We looked at a couple of wine tasting tours, since we missed doing our own on the bikes, but for the price of 2 of us on a tour we could purchase enough NZ wine to have us both comatose until Christmas - which on the whole sounds like a lot more fun. You will be pleased to know that the Black Caps, the Black Sticks, the Black Ferns and possibly the Black Panthers, Tuataras etc are all doing reasonably well at their chosen sports, while England's recent collapse in a cricket match somewhere was reported with some glee - although in the interests of balance the NZ news did point out that it was only the second worst performance of all time - NZ went one worse at some time in the distant past.
Photos of yesterday below:
Saturday 4 February 2017
A bit blowy.......
I'll let the photos speak for themselves! We spent today out at Farewell Spit and adjacent coast line - walking over the cliffs to Cape Farewell, the most northerly point on South Island, then taking a loop walk which involved walking on both sides of the Spit and across it. Although Farewell Spit is 30km long you can only walk 4km along it before you come to barriers and an environmentally sensitive area. It is another 2km or so across and then the return is an additional 6km (by a different route). It was a sunny day and warm, but the wind was ferocious and slowed up any attempts to walk into it.
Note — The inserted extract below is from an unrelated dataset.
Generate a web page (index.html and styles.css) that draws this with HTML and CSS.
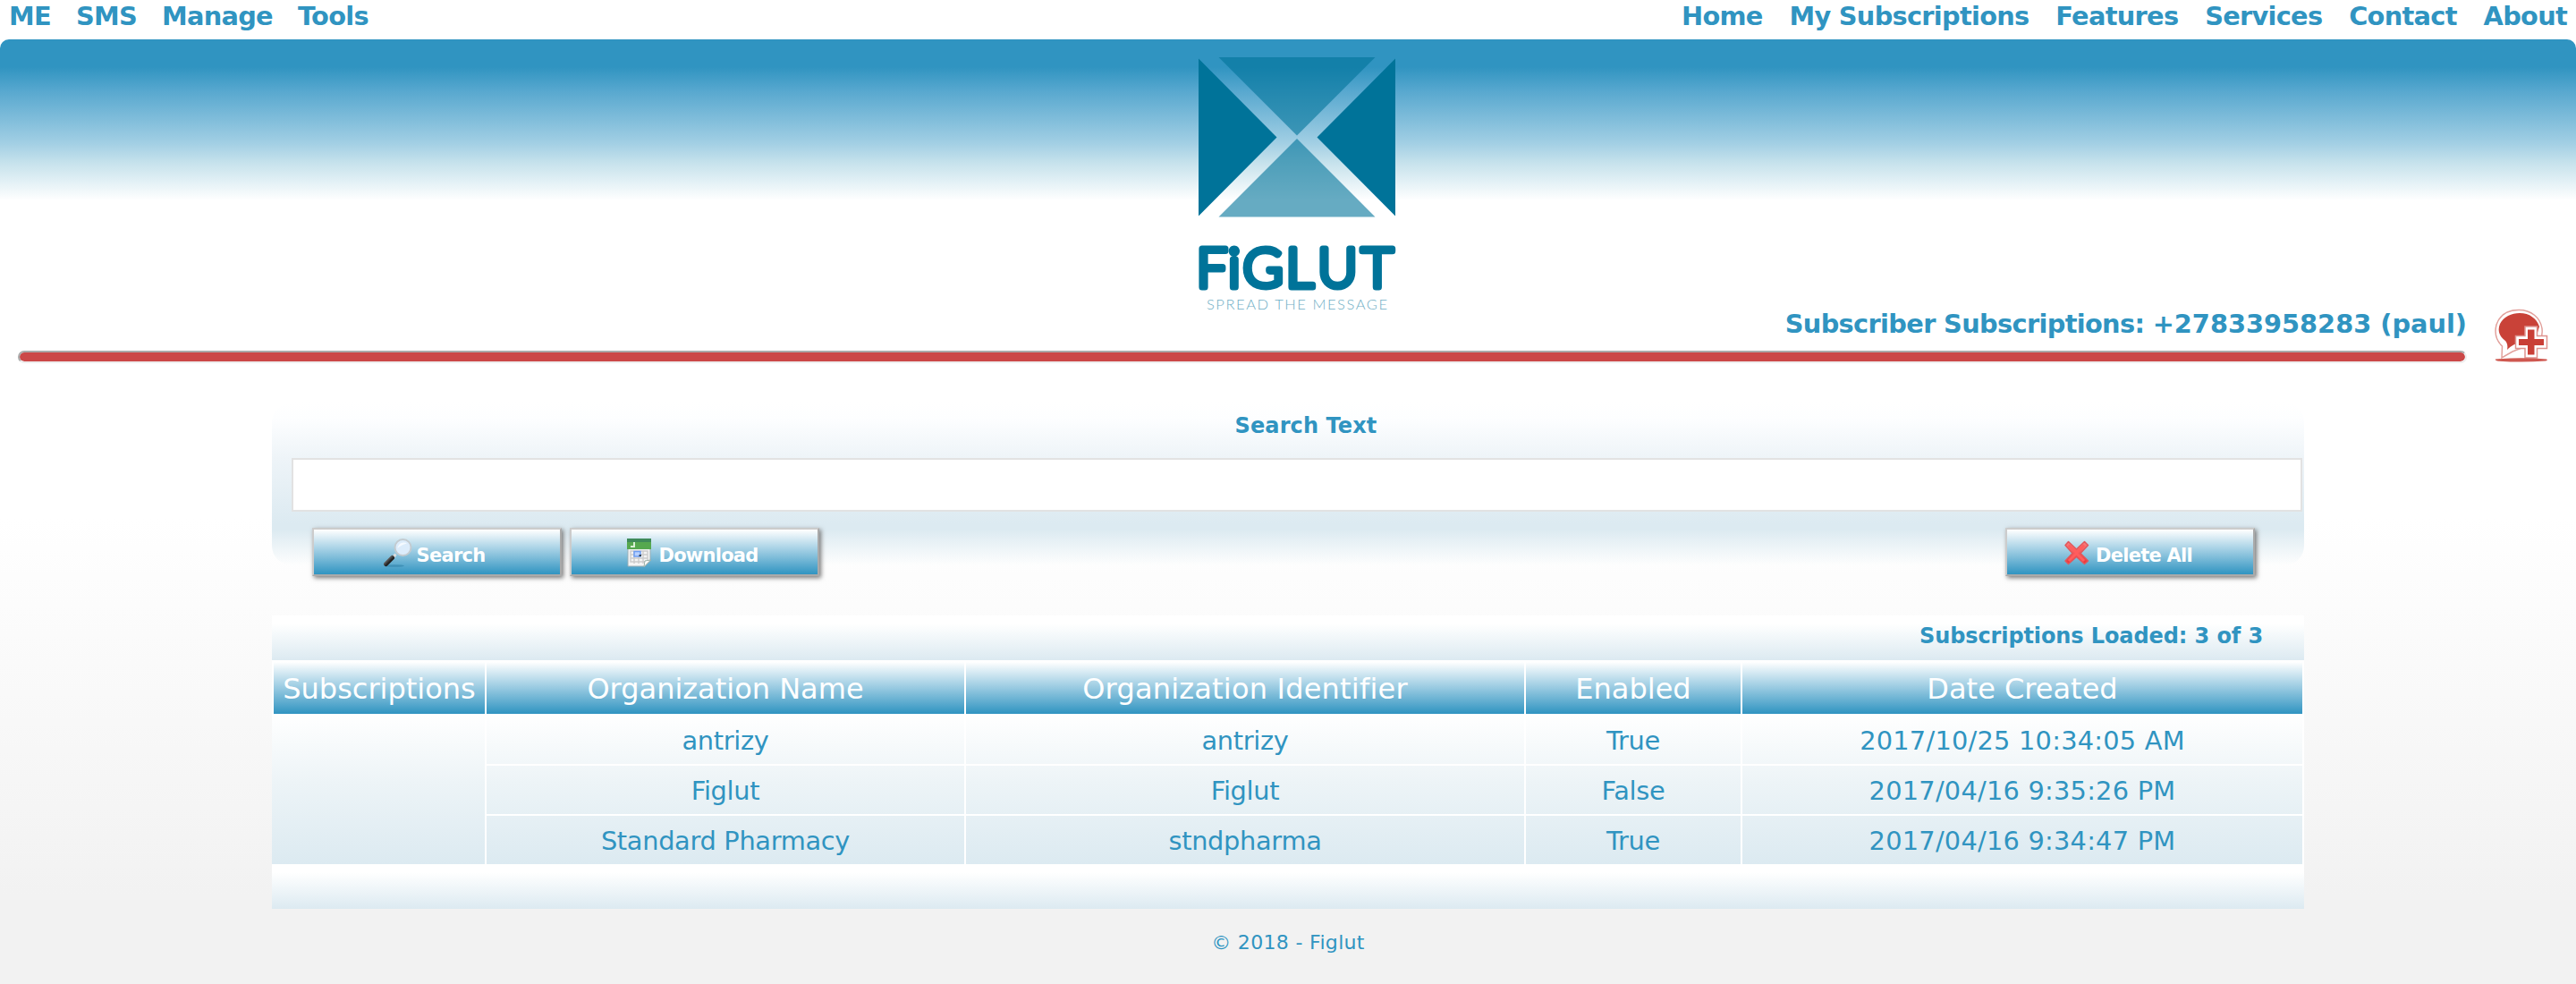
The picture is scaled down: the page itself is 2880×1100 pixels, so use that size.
FILE: index.html
```html
<!DOCTYPE html>
<html lang="en">
<head>
<meta charset="utf-8">
<title>Subscriber Subscriptions - Figlut</title>
<link rel="stylesheet" href="styles.css">
</head>
<body>
<nav class="topnav">
  <ul class="menu"><li>ME</li><li>SMS</li><li>Manage</li><li>Tools</li></ul>
  <ul class="menu menu-site"><li>Home</li><li>My Subscriptions</li><li>Features</li><li>Services</li><li>Contact</li><li>About</li></ul>
</nav>
<header class="banner">
  <svg class="logo" width="220" height="290" viewBox="0 0 220 290">
    <path fill="#007399" d="M0 1.500 87.500 89.500 0 177.500ZM220 1.500 132.500 89.500 220 177.500Z"/>
    <path fill="#007399" fill-opacity=".6" d="M22.500 0H197.500L110 87.500ZM110 91 197.500 178.500H22.500Z"/>
    <g class="wordmark">
      <text x="-2.500" y="256.500">F</text><text x="33" y="256.500">i</text><text x="49.500" y="256.500">G</text><text x="97.500" y="256.500">L</text><text x="133" y="256.500">U</text><text x="182" y="256.500">T</text>
    </g>
    <text class="tagline" x="9" y="281.500" textLength="202">SPREAD THE MESSAGE</text>
  </svg>
</header>
<section class="titlebar">
  <div class="title-main">
    <h1>Subscriber Subscriptions: <span class="number">+27833958283 (paul)</span></h1>
    <hr>
  </div>
  <svg class="add-icon" width="60" height="62" viewBox="0 0 60 62">
    <path d="M8 55 8.500 42C1 35 0 26 2 18 6 6 16 1.500 27 1.500 41 1.500 51 10 53 22 53.500 27 53 32 51 36L20 48Z" fill="#fff" stroke="#e2a19c" stroke-width="1.500"/>
    <path d="M14 46C15 42 14 38 12 36 5 31 3 24 6 17 10 9 19 5 28 5 39 5 47 11 50 20L44 40 30 38C24 38 18 42 14 46Z" fill="#c94238"/>
    <path d="M34 20H47.500V30.500H58.500V44.500H47.500V55H34V44.500H23.500V30.500H34Z" fill="#fff" stroke="#df938e" stroke-width="1.500"/>
    <path d="M37 23.500H44.500V34H55V41H44.500V51.500H37V41H27V34H37Z" fill="#c93f36"/>
    <path d="M1 56.500Q30 54 58 56.500 60 58 57 58.500 30 60.500 3 58.500Q0 57.500 1 56.500Z" fill="#cf5850"/>
  </svg>
</section>
<main class="content">
  <section class="search">
    <label class="search-label" for="q">Search Text</label>
    <input class="search-input" id="q" type="text">
    <div class="actions">
      <button class="btn" type="button">
        <svg width="32" height="32" viewBox="0 0 32 32"><defs><linearGradient id="handle" x1="0" y1="0" x2="1" y2="1"><stop offset="0" stop-color="#999"/><stop offset=".6" stop-color="#222"/></linearGradient></defs><ellipse cx="12" cy="30.500" rx="11" ry="1.300" fill="#1d6f96" opacity=".4"/><path d="M13.500 17.500 10.500 21" stroke="#ddd" stroke-width="3"/><path d="M9.500 21.500 2.500 28.500" stroke="url(#handle)" stroke-width="5" stroke-linecap="round"/><circle cx="21.500" cy="10" r="9" fill="#dcecfb" stroke="#c3cbd0" stroke-width="2"/><path d="M15.500 11A7 7 0 0 1 26 5.500Q19 7 15.500 11Z" fill="#f5faff"/></svg>
        <span>Search</span>
      </button>
      <button class="btn" type="button">
        <svg width="32" height="32" viewBox="0 0 32 32"><path d="M3 1H28V25L22 31H3Z" fill="#f4f4f4" stroke="#9aaeb5"/><path d="M2 0H29V12H2Z" fill="#56a84f"/><path d="M2 0H29V4H2Z" fill="#3f8a5a"/><path d="M10 4V9H6" fill="none" stroke="#d9f0d5" stroke-width="2"/><path d="M6 14H25V26H6ZM6 18H25M6 22H25M10 14V28M15 14V28M20 14V28" fill="none" stroke="#ccc" stroke-width="1.400"/><path d="M10 14.500H17V20H10Z" fill="#b7d1ff" stroke="#6d9df2" stroke-width="1.500"/><path d="M15.500 18H18V20H15.500Z" fill="#345"/><path d="M28.500 24 21 31.500 22 25Z" fill="#fff" stroke="#9ab0a8"/></svg>
        <span>Download</span>
      </button>
      <button class="btn btn-delete" type="button">
        <svg width="32" height="32" viewBox="0 0 32 32"><defs><linearGradient id="cross" x1="0" y1="0" x2="0" y2="1"><stop offset="0" stop-color="#f98080"/><stop offset="1" stop-color="#ee3236"/></linearGradient></defs><path d="M6.500 3.500 15.500 12 24.500 3.500 28.500 7.500 20 16.500 28.500 25 24.500 28.500 15.500 20.500 6.500 28.500 3 25 11 16.500 3 7.500Z" fill="url(#cross)" stroke="#e0585c" stroke-width="1.500" stroke-linejoin="round"/><path d="M7 7.500 15.500 16 24 7.500M7 25 15.500 16.500 24 25" fill="none" stroke="#ff5d5d" stroke-width="3"/></svg>
        <span>Delete All</span>
      </button>
    </div>
  </section>
  <section class="results">
    <div class="band count"><span>Subscriptions Loaded: 3 of 3</span></div>
    <table class="grid">
      <colgroup><col class="c1"><col class="c2"><col class="c3"><col class="c4"><col class="c5"></colgroup>
      <thead><tr><th>Subscriptions</th><th>Organization Name</th><th class="ident">Organization Identifier</th><th>Enabled</th><th>Date Created</th></tr></thead>
      <tbody>
        <tr class="r1"><td rowspan="3" class="side"></td><td>antrizy</td><td>antrizy</td><td>True</td><td class="date">2017/10/25 10:34:05 AM</td></tr>
        <tr class="r2"><td>Figlut</td><td>Figlut</td><td>False</td><td class="date">2017/04/16 9:35:26 PM</td></tr>
        <tr class="r3"><td>Standard Pharmacy</td><td>stndpharma</td><td>True</td><td class="date">2017/04/16 9:34:47 PM</td></tr>
      </tbody>
    </table>
    <div class="band"></div>
  </section>
</main>
<footer class="footer">© 2018 - Figlut</footer>
</body>
</html>
```
FILE: styles.css
```css
* { box-sizing: border-box; }

body {
  margin: 0;
  height: 1100px;
  overflow: hidden;
  font-family: Verdana, "DejaVu Sans", sans-serif;
  color: #3094c1;
  background: linear-gradient(#fff 0, #fff 580px, #f2f2f2 1000px, #f2f2f2 1100px);
}

.topnav {
  display: flex;
  justify-content: space-between;
  height: 44px;
  padding: 1px 10px 0 10px;
}

.menu {
  display: flex;
  gap: 28px;
  margin: 0;
  padding: 0;
  list-style: none;
  font-size: 28.8px;
  font-weight: bold;
  letter-spacing: -.7px;
  line-height: 35px;
  white-space: nowrap;
}

.menu-site { gap: 29.8px; }

.banner {
  height: 296px;
  padding: 20px 0 0 1340px;
  border-radius: 10px 10px 0 0;
  background: linear-gradient(#3094c1 0, #3094c1 31px, #58a8cf 58px, #a2cfe4 116px, #c6e2ec 138px, #fff 180px);
}

.logo { display: block; overflow: visible; }

.wordmark {
  font-family: Lato, sans-serif;
  font-size: 61.500px;
  font-weight: 300;
  fill: #007399;
  stroke: #007399;
  stroke-width: 7px;
  stroke-linejoin: round;
}

.tagline {
  font-family: Lato, sans-serif;
  font-weight: 300;
  font-size: 16.5px;
  fill: #6fafc6;
}

.titlebar {
  display: flex;
  justify-content: space-between;
  height: 110px;
  padding: 5px 31px 0 20px;
}

.title-main { width: 2738px; text-align: right; }

h1 {
  margin: 0;
  font-size: 28.8px;
  letter-spacing: -.65px;
  line-height: 34px;
}

.number { letter-spacing: 0; }

hr {
  height: 14px;
  margin: 13px 0 0;
  border: 2px solid;
  border-color: #aaa #eee #eee #aaa;
  border-radius: 7px;
  background: #cb4848 padding-box;
}

.content { width: 2272px; margin: 0 auto; }

.search {
  display: flex;
  flex-direction: column;
  height: 182px;
  padding-left: 22px;
  padding-right: 2px;
  border-radius: 22px;
  background: linear-gradient(#fff 0, #fdfeff 18px, #eef4f8 62px, #dceaf1 136px, #dceaf1 142px, rgba(255,255,255,0) 182px);
}

.search-label {
  flex: none;
  height: 62px;
  padding-left: 20px;
  text-align: center;
  font-size: 24px;
  font-weight: bold;
  letter-spacing: .1px;
  line-height: 52px;
}

.search-input {
  flex: none;
  width: 100%;
  height: 60px;
  border: 2px solid #e2e2e2;
  background: #fff;
  outline: none;
}

.actions {
  display: flex;
  gap: 9px;
  margin-top: 18px;
  padding: 0 53px 0 23px;
}

.btn {
  display: flex;
  align-items: center;
  justify-content: center;
  gap: 5px;
  width: 279px;
  height: 54px;
  flex: none;
  padding: 7px 6px 0 0;
  border: 2px solid;
  border-color: #ccc #aaa #aaa #ccc;
  background: linear-gradient(#fff, #a2cfe4 45%, #3094c1);
  box-shadow: 2px 2px 5px #777;
  color: #fff;
  font: bold 21px Verdana, "DejaVu Sans", sans-serif;
  letter-spacing: -.75px;
}

.btn svg { margin-top: -6px; }
.btn-delete { margin-left: auto; }

.results { margin-top: 56px; }

.band {
  height: 50px;
  background: linear-gradient(#fff 0, #fff 18%, #dceaf1);
}

.count {
  padding-right: 46px;
  text-align: right;
  font-size: 24px;
  font-weight: bold;
  letter-spacing: -.1px;
  line-height: 46px;
}

.grid {
  width: 2272px;
  table-layout: fixed;
  border-collapse: separate;
  border-spacing: 0;
  text-align: center;
}

.c1 { width: 240px; }
.c2 { width: 536px; }
.c3 { width: 626px; }
.c4 { width: 242px; }
.c5 { width: 628px; }

th {
  height: 60px;
  padding: 2px 0 0;
  border: 0 solid #fff;
  border-width: 2px 2px 0 0;
  background: linear-gradient(#fff, #a2cfe4 45%, #3094c1) padding-box;
  color: #fff;
  font-size: 32px;
  font-weight: normal;
  white-space: nowrap;
}

th:first-child { border-left-width: 2px; }
.ident { letter-spacing: .2px; }

tbody { background: linear-gradient(#fff, #edf4f7 45%, #dceaf1); }

td {
  padding: 1px 0 0;
  border: 0 solid #fff;
  border-width: 0 2px 2px 0;
  font-size: 28.8px;
  letter-spacing: -.3px;
}

.date { letter-spacing: .25px; }

.r1 { height: 58px; }
.r1 td { padding-top: 3px; }
.r2 { height: 56px; }
.r3 { height: 54px; }
.r3 td, .side { border-bottom-width: 0; }

.footer {
  padding-top: 24px;
  text-align: center;
  font-size: 22px;
  letter-spacing: .33px;
  line-height: 28px;
}
```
For your information, tame eels are eels that have been hand fed (??) and one place boasted that they had been hand feeding eels for 90 years - we have to assume they don't mean they have fed the same eels for 90 years or they would now be the size of killer whales! I have got no further with the Weka Workshops or the cardboard chaos, but give me time. We are now staying in Takaka, a much bigger place than Collingwood, but where the takeaway fish and chip shop closes at 7.30pm on a Saturday night.